The Goonies also are being held prisoner. This would seem like a good time to use their new teleportation powers and just leave.
The song stops because the witch is requesting Lauper go over the side of the boat to get her… something? I have to be honest, it’s really hard to understand what the witch is saying. It would have been much better if Lauper could have just written this part into the lyrics. Anyway, the next scene show Lauper fighting with an… octopus? Maybe? I have no clue. Remember when this video was about a gas station?
Lauper then starts killing the creature with a sword.
While Lauper fights with a sea beast, The Bangles show up.
I suppose if Lauper loses her fight, Susanna Hoffs can step in and finish the rest of the song. (The Bangles were Lauper’s opening act when Lauper was touring to promote She’s So Unusual.) Thankfully, Lauper survives and her, with the Goonies (and no help from The Bangles) defeat the witch by putting a bucket over the witch’s head.
Then they find the treasure, which is followed by some more exciting scenes from the motion picture, The Goonies.
Also: It should be noted, Nikolai Volkoff is still having the time of his life.
The Goonies give Lauper all the treasure and leave to go home, or to hang out with Corey Haim, or whatever it is they all do in their free time.

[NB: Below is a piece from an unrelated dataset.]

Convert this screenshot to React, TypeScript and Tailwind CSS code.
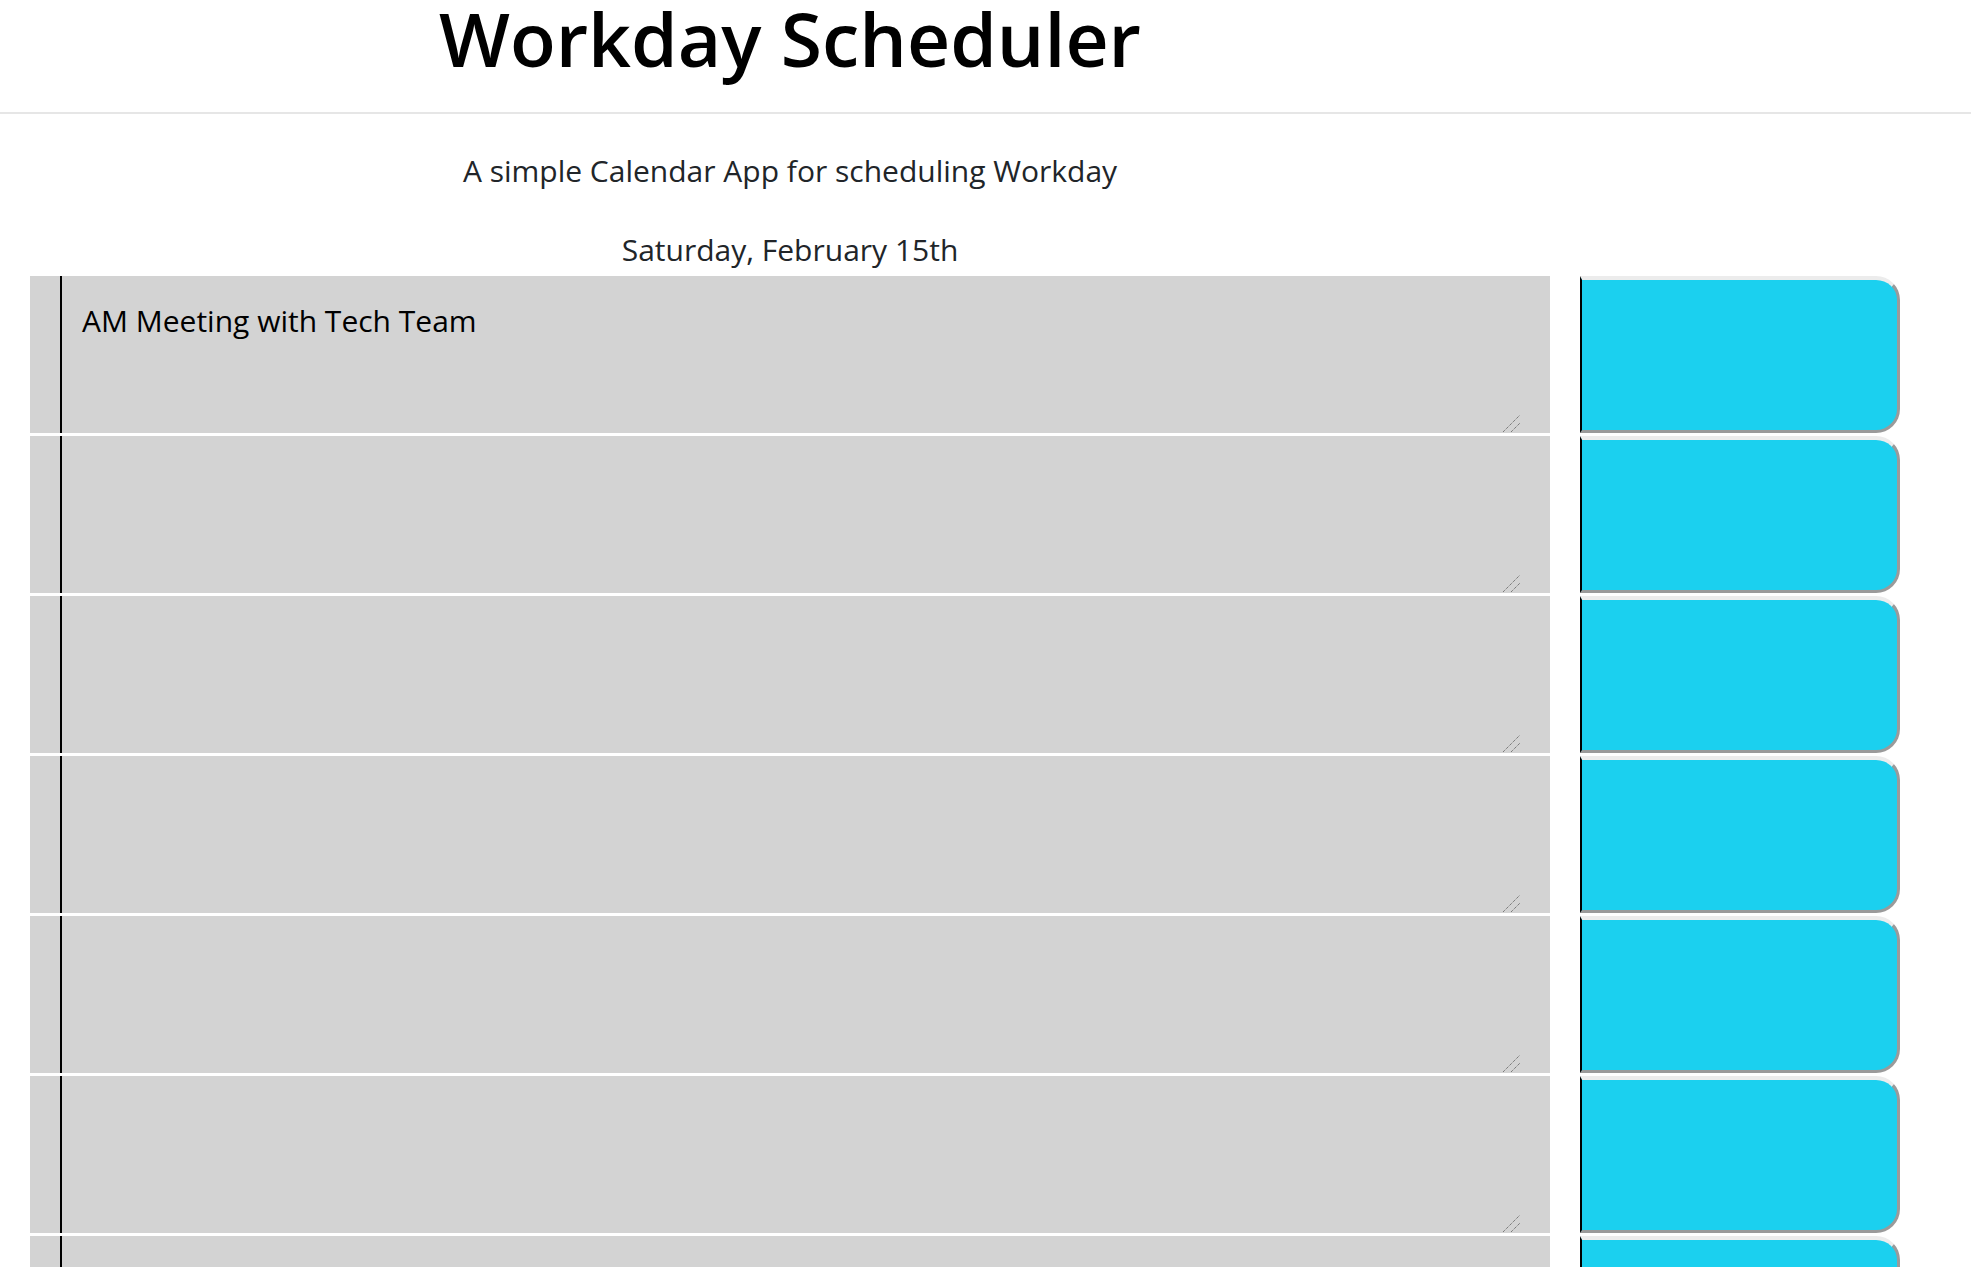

Lauper gives Josh Brolin a kiss on the cheek for his trouble.
Sean Astin goes for it all.
Back at the gas station (at its heart, this is still a music video about a gas station), Lauper tries to pay off the debt with the treasure. Piper, Volkoff, and Blassie all refuse. Lauper then whistles, which summons Andre the Giant out of thin air. (I can only assume The Goonies taught him this power.)
Now, Piper and his team look very worried. And they should be, because Andre the Giant goes on a punching rampage. So much for Nikolai Volkoff’s fun.
Piper yells some threats at Andre the Giant – and just when we think Piper is going to get it good, Andre the Giant just steals Piper’s jacket. This is a disappointing resolution.
Then Piper tries to get into a Camaro, but the Camaro drives off without him. We have no idea who is driving the Camaro. Maybe it’s the witch!
The gas station is saved. We did it. The world was depending on all of us and we came though. And our story ends on this glorious sight. Cyndi Lauper will get to pump gas for the rest of her life.
(The TL;DR version: Cyndi Lauper’s gas station is being foreclosed upon, but she finds some money and pays off the debts. Andre the Giant shows up.)